These letters refer to a story about Sharon's Atlantic White Cedar Swamp which ran in SFOC's Spring 2006 newsletter. An Editor's Note responding to these letters has since been published.

May 9, 2006

To the Editor:

I was certainly shocked to open up the Spring 2006 Newsletter and see the photo of standing dead cedar trees in an area of the cedar swamp across from my home on East Foxboro Street along with an article written by Kurt Buermann and Clifford Towner. This photo was captioned, “Dead cedar trees are just one sign of the critical condition of Sharon’s Atlantic White Cedar Swamp” and illustrated a story that says, “These cedars are dead and dying because the water table has been lowered by human activities such as ditching and pumping of municipal wells.” This gives the impression that the trees shown in the photo died because of the swamp’s drying out. This is not so.

I moved into my home in 1979, and every year I witnessed the water level grow higher and higher at this site. The trees slowly began to die. During the 1980s I would sit on my porch and watch the trees fall down and the ever-higher levels of standing water become putrid.

I began an effort to try to get the Town to do something to restore this area. I did not get much support and was put off by people’s telling me that dead cedars were good for nesting birds. It was not until 1993 that I organized the neighbors in this area to get a hearing before Conservation Commission to restore the swamp by lowering the water level. The older neighbors said that changes on this site began when two houses were constructed that blocked the drain from the swamp to the lake, with the water trapped within the swamp, and the wetlands across the street and nearest the lake drying up.

There was vocal opposition to this requested restoration even though more and more trees were dying in the high water. No one spoke up at that time about the importance of the cedar swamp or the living cedar trees. I was told that since the trees were almost all dead, there was no point in restoring this site. A wildlife habitat assessment by Fugro-McClelland (East) Inc., commissioned in 1993 by the Conservation Office, states, “FM-East agrees with the opinions expressed by Bruce Sorrie relative to the proposal to restore the red maple–Atlantic white cedar swamp” and cites Motzkin (1991): “Increased water levels caused by human interference with normal drainage patterns appears to be the single factor most frequently responsible for recent site degradation.”

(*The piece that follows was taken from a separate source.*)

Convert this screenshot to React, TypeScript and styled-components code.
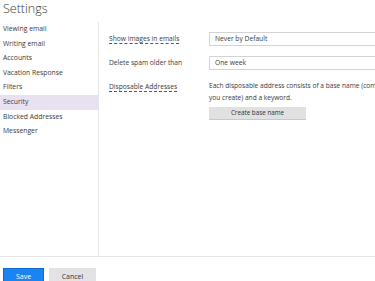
import React from "react";
import styled, { createGlobalStyle } from "styled-components";

const navItems = [
	"Viewing email",
	"Writing email",
	"Accounts",
	"Vacation Response",
	"Filters",
	"Security",
	"Blocked Addresses",
	"Messenger",
];

const App: React.FC = () => {
	return (
		<>
			<GlobalStyle />
			<Page>
				<Title>Settings</Title>
				<Body>
					<Sidebar>
						{navItems.map((item) => (
							<NavItem key={item} $active={item === "Security"}>
								{item}
							</NavItem>
						))}
					</Sidebar>
					<Main>
						<OptionGrid>
							<Label $dashed>Show images in emails</Label>
							<SelectBox>Never by Default</SelectBox>
							<Label>Delete spam older than</Label>
							<SelectBox>One week</SelectBox>
							<Label $dashed>Disposable Addresses</Label>
							<Disposable>
								<Description>
									Each disposable address consists of a base name (common to all addresses
									<br />
									you create) and a keyword.
								</Description>
								<GrayButton>Create base name</GrayButton>
							</Disposable>
						</OptionGrid>
					</Main>
				</Body>
				<Footer>
					<PrimaryButton>Save</PrimaryButton>
					<SecondaryButton>Cancel</SecondaryButton>
				</Footer>
			</Page>
		</>
	);
};

export default App;

const GlobalStyle = createGlobalStyle`
	html, body {
		margin: 0;
		padding: 0;
		background: #ffffff;
		overflow: hidden;
	}
	body {
		font-family: "Open Sans", "Noto Sans", sans-serif;
		color: #333333;
	}
`;

const Page = styled.div`
	width: 375px;
	height: 281px;
	overflow: hidden;
	display: flex;
	flex-direction: column;

	& > * {
		flex-shrink: 0;
	}
`;

const Title = styled.div`
	height: 22px;
	padding-left: 3px;
	font-size: 12.5px;
	font-weight: 300;
	line-height: 18px;
	color: #3a3a3a;
`;

const Body = styled.div`
	display: flex;
	height: 234px;
	border-bottom: 1px solid #e6e6e6;
`;

const Sidebar = styled.div`
	width: 98px;
	flex-shrink: 0;
	border-right: 1px solid #e6e6e6;
`;

const NavItem = styled.div<{ $active?: boolean }>`
	height: 14.6px;
	line-height: 14.6px;
	padding-left: 3px;
	font-size: 6.8px;
	color: #3a3a3a;
	background: ${(p) => (p.$active ? "#e9e1f2" : "transparent")};
`;

const Main = styled.div`
	flex: 1;
	min-width: 0;
	padding: 10px 0 0 10px;
`;

const OptionGrid = styled.div`
	display: grid;
	grid-template-columns: 100px 400px;
	row-gap: 10px;
	align-items: center;
`;

const Label = styled.div<{ $dashed?: boolean }>`
	align-self: start;
	padding-top: 1px;
	font-size: 6.7px;
	line-height: 12px;
	color: #3a3a3a;
	text-decoration: ${(p) => (p.$dashed ? "underline dashed #555" : "none")};
	text-underline-offset: 2px;
`;

const SelectBox = styled.div`
	height: 12px;
	border: 1px solid #d4d4d4;
	padding-left: 5px;
	font-size: 6.7px;
	line-height: 12px;
	color: #3a3a3a;
`;

const Disposable = styled.div`
	display: flex;
	flex-direction: column;
	align-items: flex-start;
`;

const Description = styled.div`
	font-size: 6.6px;
	line-height: 12px;
	white-space: nowrap;
	color: #3a3a3a;
`;

const GrayButton = styled.div`
	margin-top: 3px;
	width: 97px;
	height: 12px;
	background: #e1e1e1;
	border-bottom: 1px solid #c8c8c8;
	font-size: 6.3px;
	line-height: 12px;
	text-align: center;
	color: #333333;
`;

const Footer = styled.div`
	display: flex;
	gap: 5px;
	padding: 11px 0 0 3px;
`;

const PrimaryButton = styled.div`
	width: 39px;
	height: 16px;
	background: #1a84f2;
	border: 1px solid #0e6ad0;
	color: #ffffff;
	font-size: 7px;
	line-height: 16px;
	text-align: center;
`;

const SecondaryButton = styled.div`
	width: 47px;
	height: 18px;
	background: #e3e3e6;
	color: #333333;
	font-size: 7px;
	line-height: 17px;
	text-align: center;
`;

The Town proceeded with an engineering project in 1993 or 1994 that allowed the water to return to its natural flow pattern. The printed photo shows this area with the new growth that, according to Greg Meister, Conservation Agent, includes young cedars mixed with red maple trees. In the background you can still see standing the trees that began to die during the period of increased water. It causes me much dismay to see this photo of the cedar swamp off East Foxboro Street printed and used as an example of damage due to decreased water.

Katherine Byrne

May 15, 2006

To the Editor:

I have read the e-mails from Alice Cheyer and Kathy Byrne with regard to my article on the Cedar Swamp. … I am responding only because you and the board of SFOC trusted me to write an article about the White Cedar Swamp for your publication.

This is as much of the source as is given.